Dade World War II Series: Reuben Downer



​​Reuben--”R.C.”-- Downer was among my favorites of the WWII vets I interviewed in 2008. He stormed the beaches. He rolled into Germany. And he sauntered down the streets of England with a pretty girl on each arm. He was eventually knighted by the French. He is also the uncle of my crazy-gardening-lady friend Eloise Gass, who helped me retrieve this long-ago photo.

Scene: June 6, 1944, 6:30 a.m.: A U.S. landing craft in the English Channel just off Normandy, France.

An officer stands before 35 American GIs. They are holding rifles, and each carries a 90-pound pack stuffed with ammunition and a three-day supply of food.

“This is going to be just like a dry run,” the officer assures them. Then: “Get down!”

Because no sooner are the comforting words out of his mouth than they are contradicted by a German artillery shell exploding in the water beside them.

The 35 young soldiers plunge chest deep into the water.

Or most of them do. The Germans, entrenched on a ridge above the beach, barrage the landing craft with mortar, artillery and small-arms fire, and some GIs die before they can get out of the boat.

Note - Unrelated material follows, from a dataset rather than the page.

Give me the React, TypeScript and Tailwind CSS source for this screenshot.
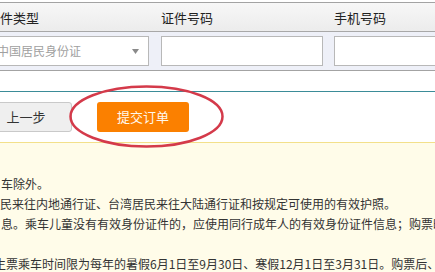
import React from "react";

const font = { fontFamily: '"Noto Sans CJK SC", "Noto Sans", sans-serif' };

export default function App() {
  return (
    <div
      className="relative w-[435px] h-[272px] overflow-hidden bg-white text-[#333]"
      style={font}
    >
      <div className="pt-[2px]">
        <div className="border-t border-[#a3a3a3]" />
        <div className="h-[28px] bg-gradient-to-b from-[#f7f7f7] to-[#ececec] flex ml-[-13px] items-center">
          <div className="w-[174px] shrink-0 text-[13px] text-[#222] leading-none">证件类型</div>
          <div className="w-[173px] shrink-0 text-[13px] text-[#222] leading-none">证件号码</div>
          <div className="w-[173px] shrink-0 text-[13px] text-[#222] leading-none">手机号码</div>
        </div>
        <div className="border-t border-[#a8a8a8]" />
        <div className="h-[38px] bg-[#eef0f8] flex ml-[-13px] pt-[4px]">
          <div className="w-[174px] shrink-0">
            <div className="w-[162px] h-[30px] bg-white border border-[#b8b8b8] flex items-center pl-[9px] pr-[9px] justify-between">
              <span className="text-[12px] text-[#a0a0a0] leading-none">中国居民身份证</span>
              <svg width="7" height="5" viewBox="0 0 7 5">
                <path d="M0 0 L7 0 L3.5 5 Z" fill="#8a8a8a" />
              </svg>
            </div>
          </div>
          <div className="w-[173px] shrink-0">
            <div className="w-[162px] h-[30px] bg-white border border-[#b8b8b8]" />
          </div>
          <div className="w-[173px] shrink-0">
            <div className="w-[162px] h-[30px] bg-white border border-[#b8b8b8]" />
          </div>
        </div>
        <div className="border-t border-[#a3a3a3]" />
      </div>

      <div className="mt-[20px] border-t border-[#3b8c98]" />

      <div className="mt-[10px] flex ml-[-20px] gap-[25px]">
        <div className="w-[92px] shrink-0 h-[30px] bg-[#efefef] border border-[#c9c9c9] rounded-[3px] flex items-center justify-center text-[13px] text-[#333]">
          上一步
        </div>
        <div className="w-[92px] shrink-0 h-[30px] bg-[#fb8000] rounded-[3px] flex items-center justify-center text-[13px] text-[#fff8ec]">
          提交订单
        </div>
      </div>

      <div className="mt-[10px] border-t border-[#f3e08a] bg-[#fffce9] h-[200px] pt-[31px] text-[12px] leading-[20px] text-[#333]">
        <div className="whitespace-nowrap ml-[1px]">车除外。</div>
        <div className="whitespace-nowrap">民来往内地通行证、台湾居民来往大陆通行证和按规定可使用的有效护照。</div>
        <div className="whitespace-nowrap ml-[1px]">息。乘车儿童没有有效身份证件的，应使用同行成年人的有效身份证件信息；购票时</div>
        <div className="h-[20px]" />
        <div className="whitespace-nowrap ml-[-6px]">生票乘车时间限为每年的暑假6月1日至9月30日、寒假12月1日至3月31日。购票后、</div>
      </div>

      <svg
        className="absolute left-0 top-0 pointer-events-none"
        width="435"
        height="272"
        viewBox="0 0 435 272"
      >
        <ellipse
          cx="146.5"
          cy="116.5"
          rx="76"
          ry="30"
          fill="none"
          stroke="#d43a4a"
          strokeWidth="2.5"
        />
      </svg>
    </div>
  );
}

Most of the others die in the water. The Germans have placed obstacles in the Channel to sink Allied boats, but the worst obstacles are the high waves that the GIs, burdened with their heavy packs, must struggle against for a foothold. Some are killed by bullets; most drown.

Five of the 35 make it to the beach. Three of the five make it across the sand to the relative safety of the ridge.

And one of the three remains today to tell the story of Omaha Beach. He is Reuben Coolidge Downer, then of the U.S. Army 29th Infantry, now of New Home.

“I had one thing in mind: I’ve got to get out of this water and get off of this beach,” he said of that day. “That was just as plain as if somebody had spoke to me and told me that.”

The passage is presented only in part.